Ahmet Taşgetiren (Star),Nihal Bengisu Karaca (Haber Türk) Elif Çakır (karar) gibi daha pek çok sağcı yazar bu yürüyüşün demokrasiye ileriye dönük olumlu yansımaları olacağını yazdı.

Farklı değerlendirenler de olmadı değil.

Kimi destek veren partiler ve grupları konu ederek, kimi demokrasi açısından CHP’nin geçmişi ile bağlantı kurarak, kimi de durduğu yerden, baktığı açıdan yürüyüşü etkisizleştirmeye çalıştı.

Fakat doğrusu eylem başörtülerininki kadar rafine..demokrasi adına ileride adından söz ettirecek,demokrasi kültürünün gelişmesine katkı yapacak bir hareketti.

Ancak ilginç olan bir şey vardı.

O da Celal Bayar olayında olduğu gibi geçmişte başörtüsü eylemini yapanlar ile karşısında olanların yer değiştirmiş olmasıydı.

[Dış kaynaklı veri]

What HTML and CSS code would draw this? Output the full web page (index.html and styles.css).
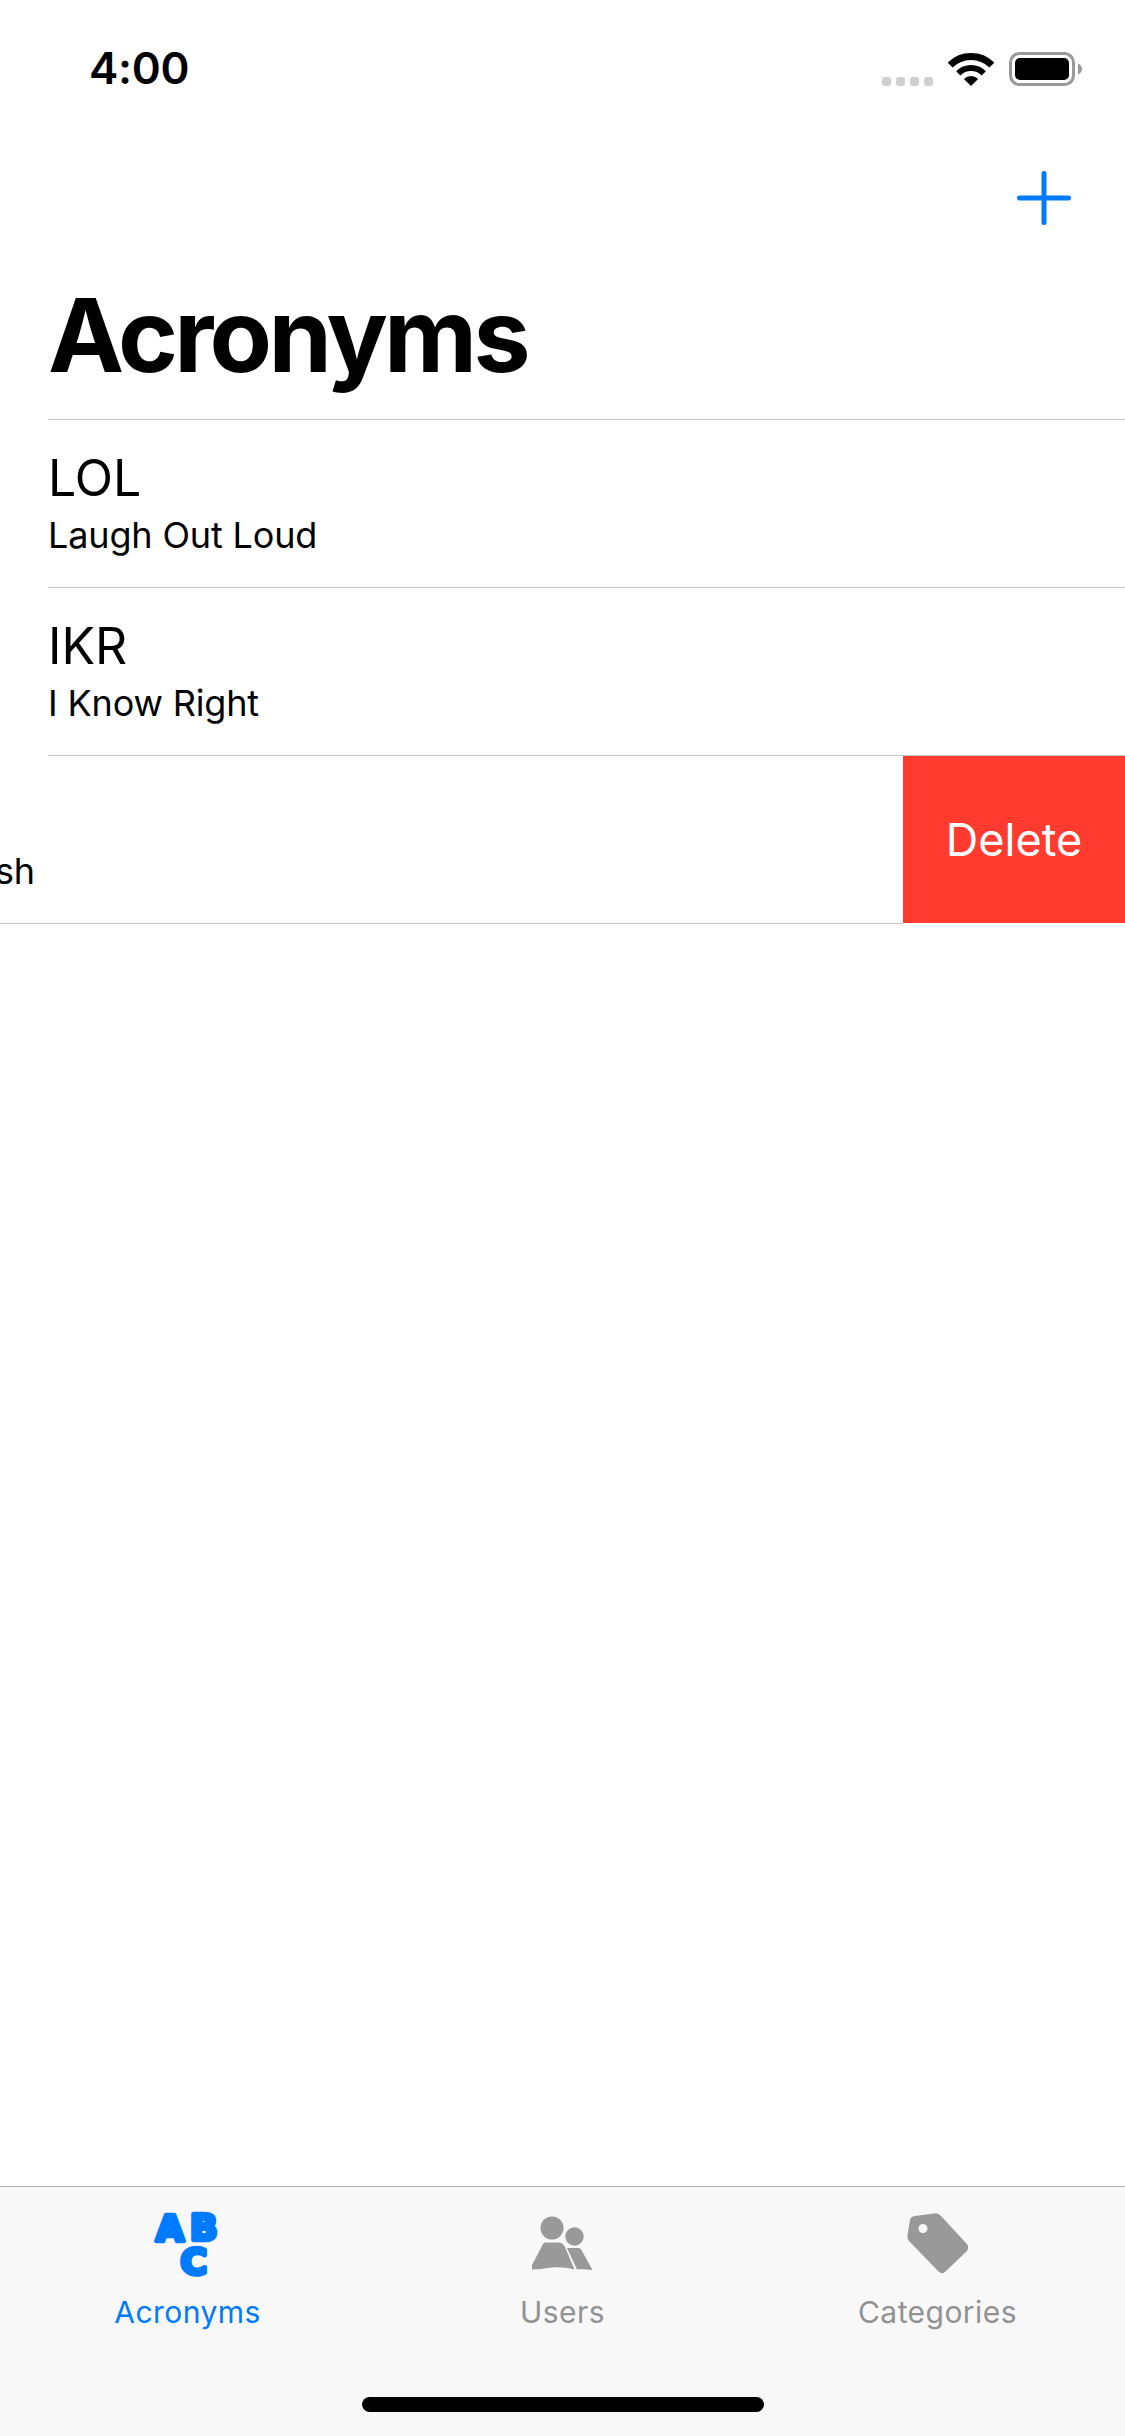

Hatırlanacağı üzere başörtülülerin o hareketi 28 Şubatçıların dindarların hak ve özgürlüklerini engelleme.. bu yönde hükümeti baskı altında tutma olayını protestoyu amaçlıyordu.

CHP de bu hak arama eylemini “irticacıların başkaldırısı” olarak nitelemiş o nedenle karşı çıkmıştı.

Hatta dönemin SSK Genel Müdürü Sayın Kılıçdaroğlu da kurumda başörtülülere karşı adeta savaş açmış,emre uymayanların çoğunu sürgün etmişti.

Devir değişti, devran döndü, şimdi kaderin garip bir cilvesi, elinde adalet pankartı Kemal Kılıçdaroğlu mağdurların haklarını aramak için yollara düştü.

Yürüyüşünün son etabında onu seyrederken Celal Bayar’ın cenaze töreninde beynimi kurcalayan o soru burada da aklıma takıldı.

“Acaba yanlış olan hangisi?”

“O zamanki karşı duruş mu, bütün mağdurlar adına yapıldığı söylenen bu günkü yürüyüş mü?”

Kendi kendime sorduğum diğer bir soru da tarih tekerrür etmeye devam ederse ömrü olanın gelecekte günümüz kudretlilerinden kimi, hangi pozisyonda görecek, sorusudur.